DCNS. Actuellement, l’État contrôle 63 % du constructeur naval aux côtés de Thales, qui en possède 35 %. Mais Thales souhaite que soit revu cet équilibre. Jusqu’à présent, Bercy s’est refusé à le faire, mais une évolution reste possible.
Thales. La participation de l’Etat dans le constructeur aéronautique, dont il possède 26 %, est valorisée à plus de 5,1 milliards d’euros. De quoi récupérer une belle somme en cas de baisse de participation. Mais l’entreprise est stratégique. Et une cession partielle de ces titres impliquerait une rupture du pacte d’actionnaires conclu avec la famille Dassault, qui prévoit que celle-ci possède une part inférieure à l’Etat. A moins qu’elle ne vende aussi une partie de sa participation.
Un calendrier et projet « un peu nébuleux »

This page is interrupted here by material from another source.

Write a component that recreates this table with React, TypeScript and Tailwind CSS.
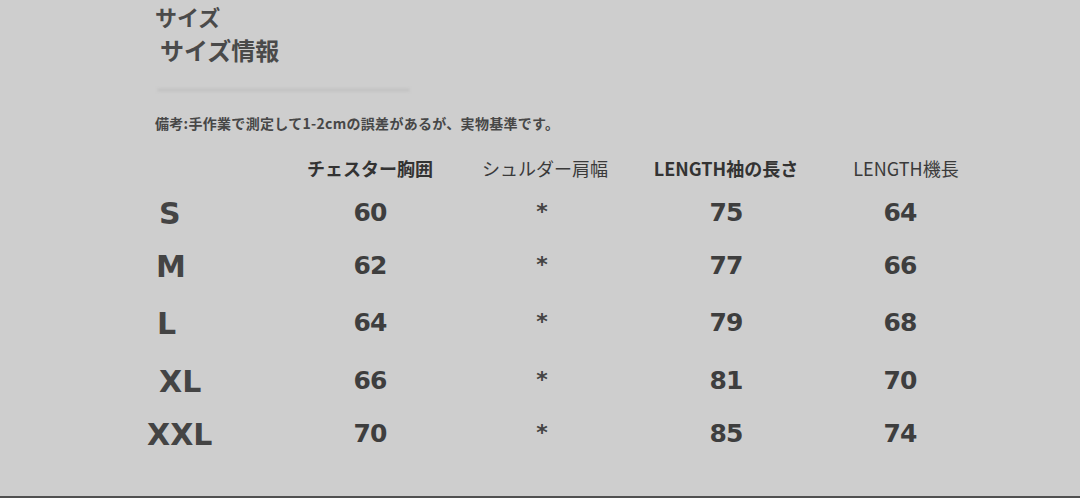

Pour l’heure, les contours du fonds de 10 milliards d’euros et le calendrier prévu pour les cessions restent toutefois flous. « On ne sait pas quelle forme le fonds va prendre, ni qui le gérera », confie à l’AFP un haut fonctionnaire, qui assure que le futur dispositif est encore « un peu nébuleux pour tout le monde ».
L’entourage de Bruno Le Maire assure de son côté que sa mise en place devrait se faire « dans le mois », le temps de régler quelques points juridiques. En attendant, les gains des cessions comme celle d’Engie mardi sont placés dans un compte d’affectation spécial.